**Code that builds pages:**

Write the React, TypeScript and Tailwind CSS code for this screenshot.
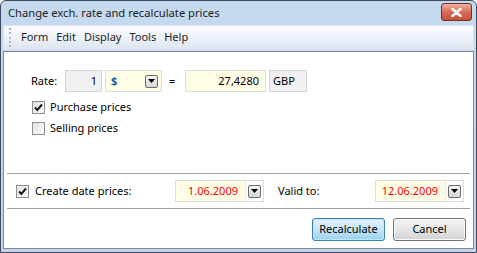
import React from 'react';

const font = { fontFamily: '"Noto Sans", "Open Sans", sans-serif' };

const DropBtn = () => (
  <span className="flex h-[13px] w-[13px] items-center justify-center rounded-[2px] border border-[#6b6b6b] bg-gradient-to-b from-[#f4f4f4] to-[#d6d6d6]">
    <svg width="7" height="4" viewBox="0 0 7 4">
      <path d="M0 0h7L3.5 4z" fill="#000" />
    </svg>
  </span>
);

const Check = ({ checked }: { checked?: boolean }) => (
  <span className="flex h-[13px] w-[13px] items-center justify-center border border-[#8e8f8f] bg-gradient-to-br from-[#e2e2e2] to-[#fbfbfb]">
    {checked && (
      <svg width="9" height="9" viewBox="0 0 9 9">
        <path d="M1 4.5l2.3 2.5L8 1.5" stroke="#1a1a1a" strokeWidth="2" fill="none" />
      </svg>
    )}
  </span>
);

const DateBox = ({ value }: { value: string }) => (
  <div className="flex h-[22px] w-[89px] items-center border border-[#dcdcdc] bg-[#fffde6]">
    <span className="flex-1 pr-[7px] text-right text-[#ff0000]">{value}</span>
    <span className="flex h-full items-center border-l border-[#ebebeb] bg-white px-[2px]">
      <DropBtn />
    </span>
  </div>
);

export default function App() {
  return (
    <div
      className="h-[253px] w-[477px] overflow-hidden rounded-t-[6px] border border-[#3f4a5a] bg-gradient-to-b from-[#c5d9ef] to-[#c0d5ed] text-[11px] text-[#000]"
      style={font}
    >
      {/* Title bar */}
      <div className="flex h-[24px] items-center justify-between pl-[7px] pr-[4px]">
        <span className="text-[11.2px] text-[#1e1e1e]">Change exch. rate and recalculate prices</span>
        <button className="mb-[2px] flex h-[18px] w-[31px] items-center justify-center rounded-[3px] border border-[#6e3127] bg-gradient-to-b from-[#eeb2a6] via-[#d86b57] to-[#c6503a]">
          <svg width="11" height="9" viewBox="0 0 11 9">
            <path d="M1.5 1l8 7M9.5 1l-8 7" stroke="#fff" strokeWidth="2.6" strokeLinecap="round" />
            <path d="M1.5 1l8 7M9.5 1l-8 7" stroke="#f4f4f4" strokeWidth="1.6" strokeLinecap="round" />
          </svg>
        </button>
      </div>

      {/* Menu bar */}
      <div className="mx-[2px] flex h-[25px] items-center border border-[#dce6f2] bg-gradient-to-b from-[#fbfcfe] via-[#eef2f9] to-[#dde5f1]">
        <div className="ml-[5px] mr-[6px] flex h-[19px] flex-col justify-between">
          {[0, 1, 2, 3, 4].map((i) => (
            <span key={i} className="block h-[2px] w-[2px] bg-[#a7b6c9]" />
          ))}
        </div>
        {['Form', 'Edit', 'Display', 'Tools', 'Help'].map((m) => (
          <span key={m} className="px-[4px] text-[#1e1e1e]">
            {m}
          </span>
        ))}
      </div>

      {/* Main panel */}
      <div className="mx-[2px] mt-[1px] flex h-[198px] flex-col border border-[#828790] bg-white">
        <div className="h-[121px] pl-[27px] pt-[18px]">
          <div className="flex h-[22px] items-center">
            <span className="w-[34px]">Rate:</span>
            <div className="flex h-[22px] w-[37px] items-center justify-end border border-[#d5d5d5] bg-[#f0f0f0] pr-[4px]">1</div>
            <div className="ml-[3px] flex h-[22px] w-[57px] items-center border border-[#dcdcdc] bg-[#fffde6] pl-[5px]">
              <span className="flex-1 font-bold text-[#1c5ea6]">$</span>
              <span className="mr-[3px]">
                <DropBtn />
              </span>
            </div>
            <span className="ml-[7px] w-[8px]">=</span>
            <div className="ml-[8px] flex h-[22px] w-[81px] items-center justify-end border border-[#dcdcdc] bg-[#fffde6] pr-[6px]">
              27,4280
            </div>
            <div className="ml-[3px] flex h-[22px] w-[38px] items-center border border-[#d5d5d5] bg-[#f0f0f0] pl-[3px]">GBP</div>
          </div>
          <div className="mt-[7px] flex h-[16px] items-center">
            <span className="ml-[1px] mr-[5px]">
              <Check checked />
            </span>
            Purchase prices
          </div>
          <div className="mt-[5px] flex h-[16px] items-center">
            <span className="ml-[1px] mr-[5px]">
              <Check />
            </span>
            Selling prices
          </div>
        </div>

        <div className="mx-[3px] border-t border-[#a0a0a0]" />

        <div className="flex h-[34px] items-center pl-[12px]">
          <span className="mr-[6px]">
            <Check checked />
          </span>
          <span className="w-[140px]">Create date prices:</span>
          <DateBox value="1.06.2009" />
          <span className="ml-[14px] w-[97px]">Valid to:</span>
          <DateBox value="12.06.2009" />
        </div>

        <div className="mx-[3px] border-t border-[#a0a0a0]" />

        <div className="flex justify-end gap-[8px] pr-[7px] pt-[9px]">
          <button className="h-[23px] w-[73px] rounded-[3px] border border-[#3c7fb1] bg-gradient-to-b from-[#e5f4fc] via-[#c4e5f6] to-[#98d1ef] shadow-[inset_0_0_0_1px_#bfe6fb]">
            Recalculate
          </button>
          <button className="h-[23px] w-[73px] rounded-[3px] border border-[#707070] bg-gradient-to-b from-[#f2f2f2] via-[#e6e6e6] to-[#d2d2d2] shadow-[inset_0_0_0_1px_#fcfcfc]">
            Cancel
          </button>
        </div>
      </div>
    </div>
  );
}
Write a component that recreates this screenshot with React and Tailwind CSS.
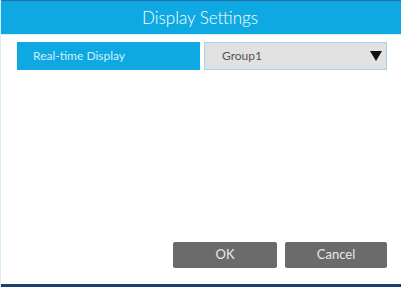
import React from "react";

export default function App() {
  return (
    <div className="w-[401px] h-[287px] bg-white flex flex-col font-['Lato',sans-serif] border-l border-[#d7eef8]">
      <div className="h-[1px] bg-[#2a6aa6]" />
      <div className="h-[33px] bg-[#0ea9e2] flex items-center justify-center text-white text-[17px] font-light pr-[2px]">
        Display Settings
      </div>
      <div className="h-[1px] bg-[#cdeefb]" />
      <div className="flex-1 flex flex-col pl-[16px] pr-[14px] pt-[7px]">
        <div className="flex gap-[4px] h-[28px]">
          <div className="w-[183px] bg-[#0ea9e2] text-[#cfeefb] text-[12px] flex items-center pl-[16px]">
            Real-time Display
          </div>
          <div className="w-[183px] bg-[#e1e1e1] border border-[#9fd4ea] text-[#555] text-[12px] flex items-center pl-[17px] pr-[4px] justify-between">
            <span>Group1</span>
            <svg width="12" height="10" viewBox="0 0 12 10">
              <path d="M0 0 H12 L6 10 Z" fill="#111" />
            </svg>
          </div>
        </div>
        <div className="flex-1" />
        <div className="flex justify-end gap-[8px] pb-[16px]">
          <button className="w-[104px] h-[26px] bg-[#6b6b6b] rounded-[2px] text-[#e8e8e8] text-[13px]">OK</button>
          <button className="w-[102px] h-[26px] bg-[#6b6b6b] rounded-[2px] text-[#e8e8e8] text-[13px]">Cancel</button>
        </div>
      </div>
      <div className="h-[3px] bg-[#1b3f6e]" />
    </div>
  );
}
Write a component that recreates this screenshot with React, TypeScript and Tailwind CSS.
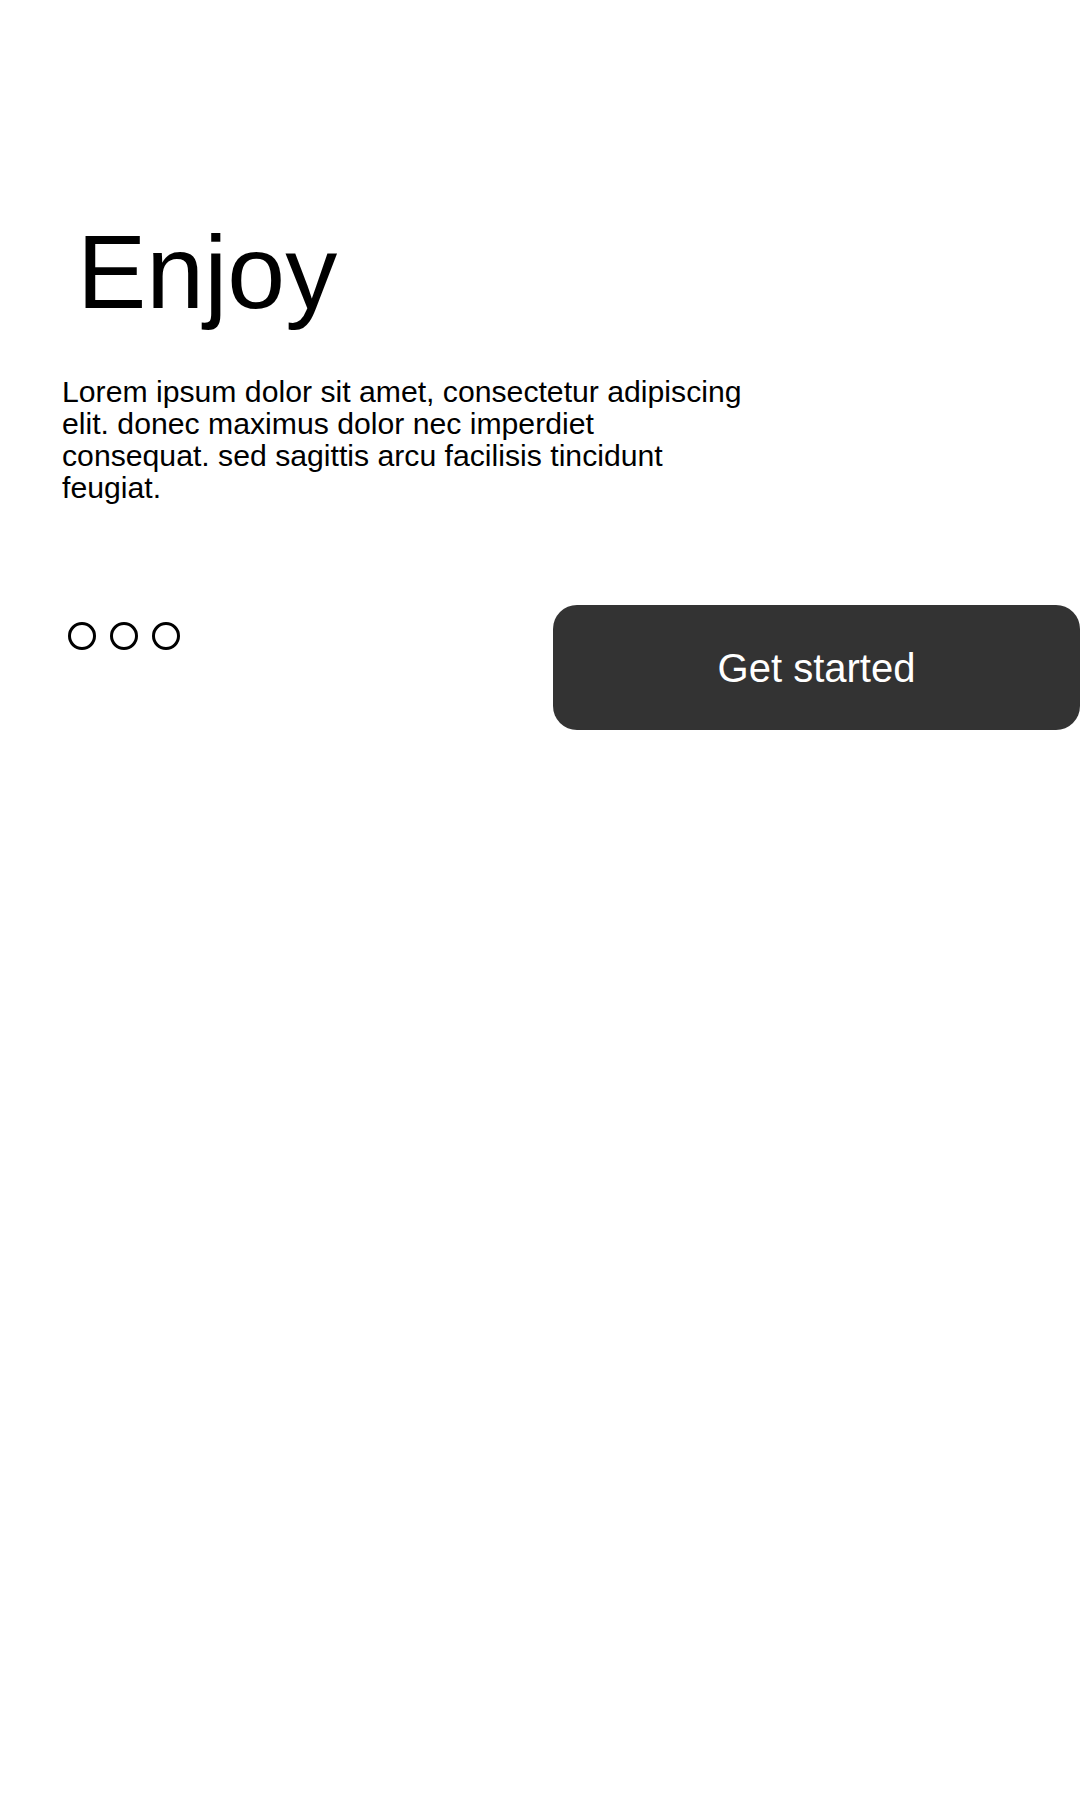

**Aim:** Transcribe the records above verbatim. Do not carry over any picture.

**Full output:**
Write the React, TypeScript and Tailwind CSS code for this screenshot.
import React from 'react';

const font = { fontFamily: '"Noto Sans", "Open Sans", sans-serif' };

const DropBtn = () => (
  <span className="flex h-[13px] w-[13px] items-center justify-center rounded-[2px] border border-[#6b6b6b] bg-gradient-to-b from-[#f4f4f4] to-[#d6d6d6]">
    <svg width="7" height="4" viewBox="0 0 7 4">
      <path d="M0 0h7L3.5 4z" fill="#000" />
    </svg>
  </span>
);

const Check = ({ checked }: { checked?: boolean }) => (
  <span className="flex h-[13px] w-[13px] items-center justify-center border border-[#8e8f8f] bg-gradient-to-br from-[#e2e2e2] to-[#fbfbfb]">
    {checked && (
      <svg width="9" height="9" viewBox="0 0 9 9">
        <path d="M1 4.5l2.3 2.5L8 1.5" stroke="#1a1a1a" strokeWidth="2" fill="none" />
      </svg>
    )}
  </span>
);

const DateBox = ({ value }: { value: string }) => (
  <div className="flex h-[22px] w-[89px] items-center border border-[#dcdcdc] bg-[#fffde6]">
    <span className="flex-1 pr-[7px] text-right text-[#ff0000]">{value}</span>
    <span className="flex h-full items-center border-l border-[#ebebeb] bg-white px-[2px]">
      <DropBtn />
    </span>
  </div>
);

export default function App() {
  return (
    <div
      className="h-[253px] w-[477px] overflow-hidden rounded-t-[6px] border border-[#3f4a5a] bg-gradient-to-b from-[#c5d9ef] to-[#c0d5ed] text-[11px] text-[#000]"
      style={font}
    >
      {/* Title bar */}
      <div className="flex h-[24px] items-center justify-between pl-[7px] pr-[4px]">
        <span className="text-[11.2px] text-[#1e1e1e]">Change exch. rate and recalculate prices</span>
        <button className="mb-[2px] flex h-[18px] w-[31px] items-center justify-center rounded-[3px] border border-[#6e3127] bg-gradient-to-b from-[#eeb2a6] via-[#d86b57] to-[#c6503a]">
          <svg width="11" height="9" viewBox="0 0 11 9">
            <path d="M1.5 1l8 7M9.5 1l-8 7" stroke="#fff" strokeWidth="2.6" strokeLinecap="round" />
            <path d="M1.5 1l8 7M9.5 1l-8 7" stroke="#f4f4f4" strokeWidth="1.6" strokeLinecap="round" />
          </svg>
        </button>
      </div>

      {/* Menu bar */}
      <div className="mx-[2px] flex h-[25px] items-center border border-[#dce6f2] bg-gradient-to-b from-[#fbfcfe] via-[#eef2f9] to-[#dde5f1]">
        <div className="ml-[5px] mr-[6px] flex h-[19px] flex-col justify-between">
          {[0, 1, 2, 3, 4].map((i) => (
            <span key={i} className="block h-[2px] w-[2px] bg-[#a7b6c9]" />
          ))}
        </div>
        {['Form', 'Edit', 'Display', 'Tools', 'Help'].map((m) => (
          <span key={m} className="px-[4px] text-[#1e1e1e]">
            {m}
          </span>
        ))}
      </div>

      {/* Main panel */}
      <div className="mx-[2px] mt-[1px] flex h-[198px] flex-col border border-[#828790] bg-white">
        <div className="h-[121px] pl-[27px] pt-[18px]">
          <div className="flex h-[22px] items-center">
            <span className="w-[34px]">Rate:</span>
            <div className="flex h-[22px] w-[37px] items-center justify-end border border-[#d5d5d5] bg-[#f0f0f0] pr-[4px]">1</div>
            <div className="ml-[3px] flex h-[22px] w-[57px] items-center border border-[#dcdcdc] bg-[#fffde6] pl-[5px]">
              <span className="flex-1 font-bold text-[#1c5ea6]">$</span>
              <span className="mr-[3px]">
                <DropBtn />
              </span>
            </div>
            <span className="ml-[7px] w-[8px]">=</span>
            <div className="ml-[8px] flex h-[22px] w-[81px] items-center justify-end border border-[#dcdcdc] bg-[#fffde6] pr-[6px]">
              27,4280
            </div>
            <div className="ml-[3px] flex h-[22px] w-[38px] items-center border border-[#d5d5d5] bg-[#f0f0f0] pl-[3px]">GBP</div>
          </div>
          <div className="mt-[7px] flex h-[16px] items-center">
            <span className="ml-[1px] mr-[5px]">
              <Check checked />
            </span>
            Purchase prices
          </div>
          <div className="mt-[5px] flex h-[16px] items-center">
            <span className="ml-[1px] mr-[5px]">
              <Check />
            </span>
            Selling prices
          </div>
        </div>

        <div className="mx-[3px] border-t border-[#a0a0a0]" />

        <div className="flex h-[34px] items-center pl-[12px]">
          <span className="mr-[6px]">
            <Check checked />
          </span>
          <span className="w-[140px]">Create date prices:</span>
          <DateBox value="1.06.2009" />
          <span className="ml-[14px] w-[97px]">Valid to:</span>
          <DateBox value="12.06.2009" />
        </div>

        <div className="mx-[3px] border-t border-[#a0a0a0]" />

        <div className="flex justify-end gap-[8px] pr-[7px] pt-[9px]">
          <button className="h-[23px] w-[73px] rounded-[3px] border border-[#3c7fb1] bg-gradient-to-b from-[#e5f4fc] via-[#c4e5f6] to-[#98d1ef] shadow-[inset_0_0_0_1px_#bfe6fb]">
            Recalculate
          </button>
          <button className="h-[23px] w-[73px] rounded-[3px] border border-[#707070] bg-gradient-to-b from-[#f2f2f2] via-[#e6e6e6] to-[#d2d2d2] shadow-[inset_0_0_0_1px_#fcfcfc]">
            Cancel
          </button>
        </div>
      </div>
    </div>
  );
}
Write a component that recreates this screenshot with React and Tailwind CSS.
import React from "react";

export default function App() {
  return (
    <div className="w-[401px] h-[287px] bg-white flex flex-col font-['Lato',sans-serif] border-l border-[#d7eef8]">
      <div className="h-[1px] bg-[#2a6aa6]" />
      <div className="h-[33px] bg-[#0ea9e2] flex items-center justify-center text-white text-[17px] font-light pr-[2px]">
        Display Settings
      </div>
      <div className="h-[1px] bg-[#cdeefb]" />
      <div className="flex-1 flex flex-col pl-[16px] pr-[14px] pt-[7px]">
        <div className="flex gap-[4px] h-[28px]">
          <div className="w-[183px] bg-[#0ea9e2] text-[#cfeefb] text-[12px] flex items-center pl-[16px]">
            Real-time Display
          </div>
          <div className="w-[183px] bg-[#e1e1e1] border border-[#9fd4ea] text-[#555] text-[12px] flex items-center pl-[17px] pr-[4px] justify-between">
            <span>Group1</span>
            <svg width="12" height="10" viewBox="0 0 12 10">
              <path d="M0 0 H12 L6 10 Z" fill="#111" />
            </svg>
          </div>
        </div>
        <div className="flex-1" />
        <div className="flex justify-end gap-[8px] pb-[16px]">
          <button className="w-[104px] h-[26px] bg-[#6b6b6b] rounded-[2px] text-[#e8e8e8] text-[13px]">OK</button>
          <button className="w-[102px] h-[26px] bg-[#6b6b6b] rounded-[2px] text-[#e8e8e8] text-[13px]">Cancel</button>
        </div>
      </div>
      <div className="h-[3px] bg-[#1b3f6e]" />
    </div>
  );
}
Write a component that recreates this screenshot with React, TypeScript and Tailwind CSS.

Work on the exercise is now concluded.